[Start of Working data]

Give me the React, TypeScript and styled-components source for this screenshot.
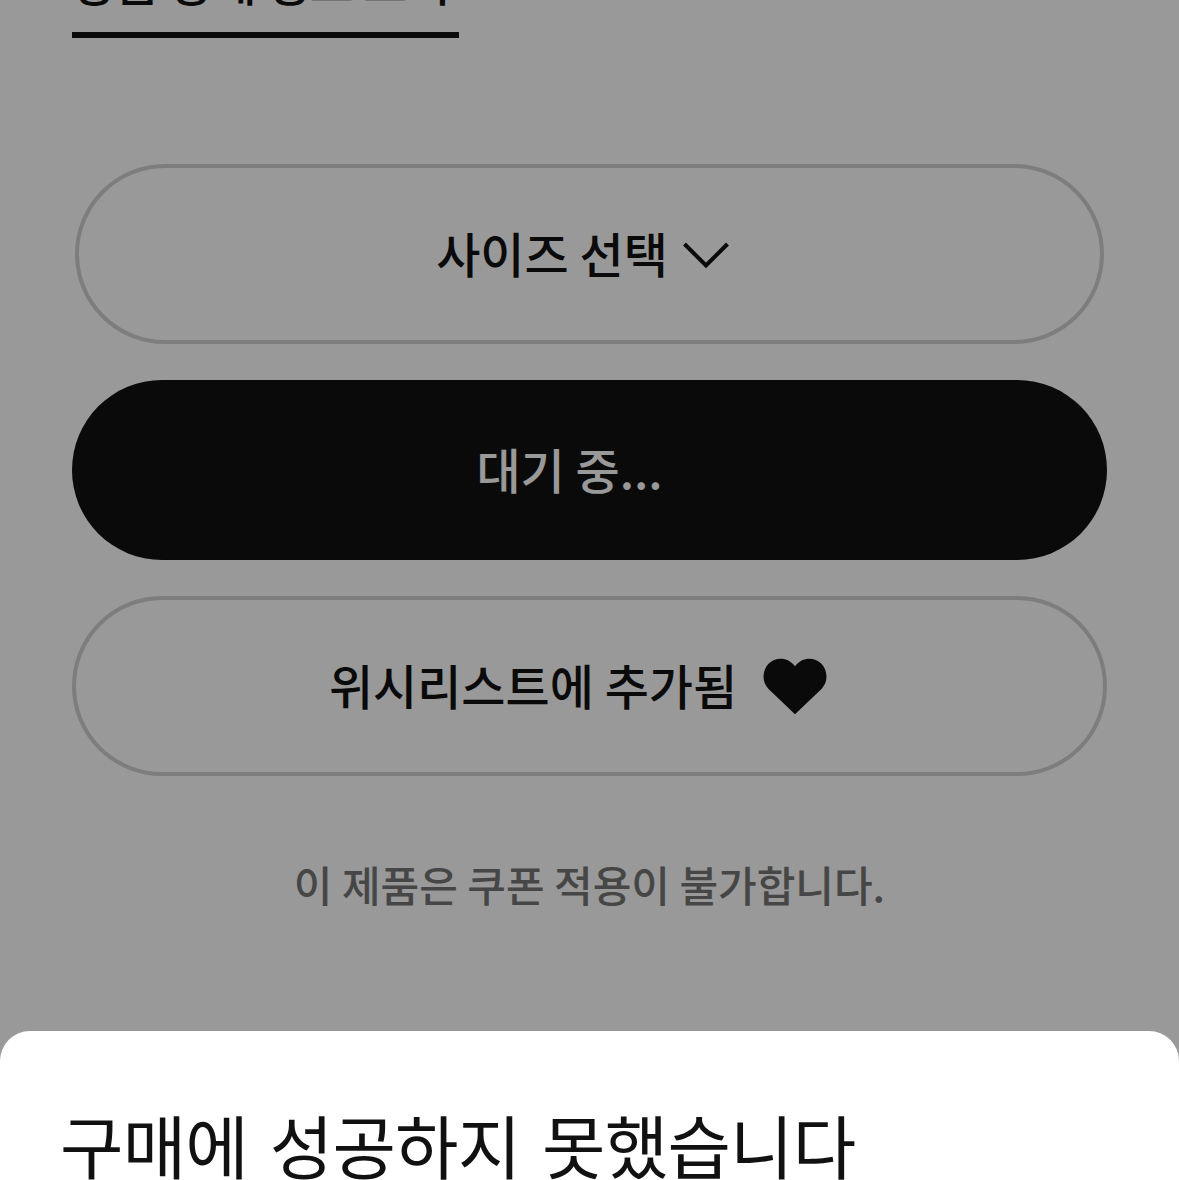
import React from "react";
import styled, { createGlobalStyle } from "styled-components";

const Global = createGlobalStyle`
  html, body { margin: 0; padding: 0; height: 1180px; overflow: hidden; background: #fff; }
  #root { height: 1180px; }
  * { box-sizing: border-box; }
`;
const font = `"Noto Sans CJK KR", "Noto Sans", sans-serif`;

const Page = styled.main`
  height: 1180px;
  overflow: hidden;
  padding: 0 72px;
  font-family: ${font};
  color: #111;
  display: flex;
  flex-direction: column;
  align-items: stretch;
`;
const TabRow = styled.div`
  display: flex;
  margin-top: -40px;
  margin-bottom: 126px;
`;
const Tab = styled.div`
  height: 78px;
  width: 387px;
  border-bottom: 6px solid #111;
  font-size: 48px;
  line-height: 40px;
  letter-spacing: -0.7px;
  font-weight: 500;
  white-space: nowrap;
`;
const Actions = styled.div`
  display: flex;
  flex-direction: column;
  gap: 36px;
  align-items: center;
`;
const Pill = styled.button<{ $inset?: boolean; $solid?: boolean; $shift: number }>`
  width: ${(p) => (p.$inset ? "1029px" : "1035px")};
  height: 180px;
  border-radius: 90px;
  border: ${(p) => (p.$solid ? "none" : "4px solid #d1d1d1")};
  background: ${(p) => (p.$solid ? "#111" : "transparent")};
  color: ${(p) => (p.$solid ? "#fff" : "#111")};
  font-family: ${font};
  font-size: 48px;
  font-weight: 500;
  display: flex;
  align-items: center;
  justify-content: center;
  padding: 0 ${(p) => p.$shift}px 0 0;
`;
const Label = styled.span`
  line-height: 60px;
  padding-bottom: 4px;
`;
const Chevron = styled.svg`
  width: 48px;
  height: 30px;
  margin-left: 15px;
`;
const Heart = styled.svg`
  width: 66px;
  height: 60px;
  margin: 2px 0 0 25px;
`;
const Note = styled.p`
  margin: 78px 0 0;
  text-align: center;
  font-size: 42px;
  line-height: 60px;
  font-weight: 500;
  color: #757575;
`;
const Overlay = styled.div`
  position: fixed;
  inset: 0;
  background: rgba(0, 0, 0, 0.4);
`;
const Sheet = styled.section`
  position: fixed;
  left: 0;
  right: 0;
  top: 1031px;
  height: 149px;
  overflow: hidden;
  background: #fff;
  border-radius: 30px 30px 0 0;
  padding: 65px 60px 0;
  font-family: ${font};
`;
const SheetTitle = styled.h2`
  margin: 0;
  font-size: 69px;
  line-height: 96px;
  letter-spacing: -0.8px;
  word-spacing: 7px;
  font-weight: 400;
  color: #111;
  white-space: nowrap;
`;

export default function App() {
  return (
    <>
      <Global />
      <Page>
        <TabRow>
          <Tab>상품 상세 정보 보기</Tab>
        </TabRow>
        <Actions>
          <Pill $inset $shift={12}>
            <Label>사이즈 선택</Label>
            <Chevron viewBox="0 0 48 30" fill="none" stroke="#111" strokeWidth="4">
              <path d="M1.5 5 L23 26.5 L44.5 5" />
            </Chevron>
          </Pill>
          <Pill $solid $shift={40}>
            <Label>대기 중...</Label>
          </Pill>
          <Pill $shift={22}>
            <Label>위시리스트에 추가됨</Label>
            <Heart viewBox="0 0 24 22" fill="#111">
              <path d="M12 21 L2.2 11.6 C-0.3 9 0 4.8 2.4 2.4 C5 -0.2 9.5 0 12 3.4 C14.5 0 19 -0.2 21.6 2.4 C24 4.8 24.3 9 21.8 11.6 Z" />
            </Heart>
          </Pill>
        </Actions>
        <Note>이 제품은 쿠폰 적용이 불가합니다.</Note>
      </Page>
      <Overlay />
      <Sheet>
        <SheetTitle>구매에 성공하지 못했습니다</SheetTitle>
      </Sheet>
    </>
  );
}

[End of Working data]
[Start of Working data]

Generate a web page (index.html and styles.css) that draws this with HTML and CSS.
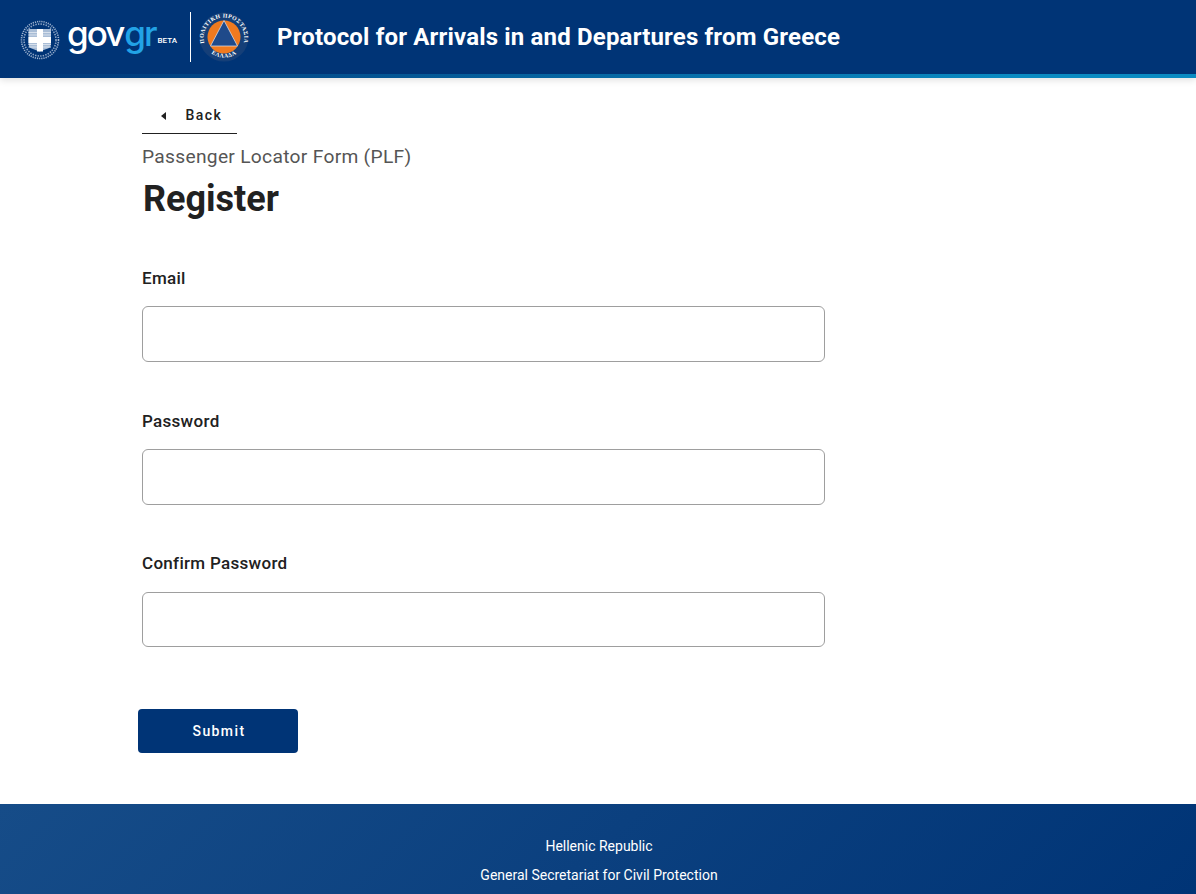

[End of Working data]

Among the lines of the material, find those that hold the word "html" and copy them.

  html, body { margin: 0; padding: 0; height: 1180px; overflow: hidden; background: #fff; }
Generate a web page (index.html and styles.css) that draws this with HTML and CSS.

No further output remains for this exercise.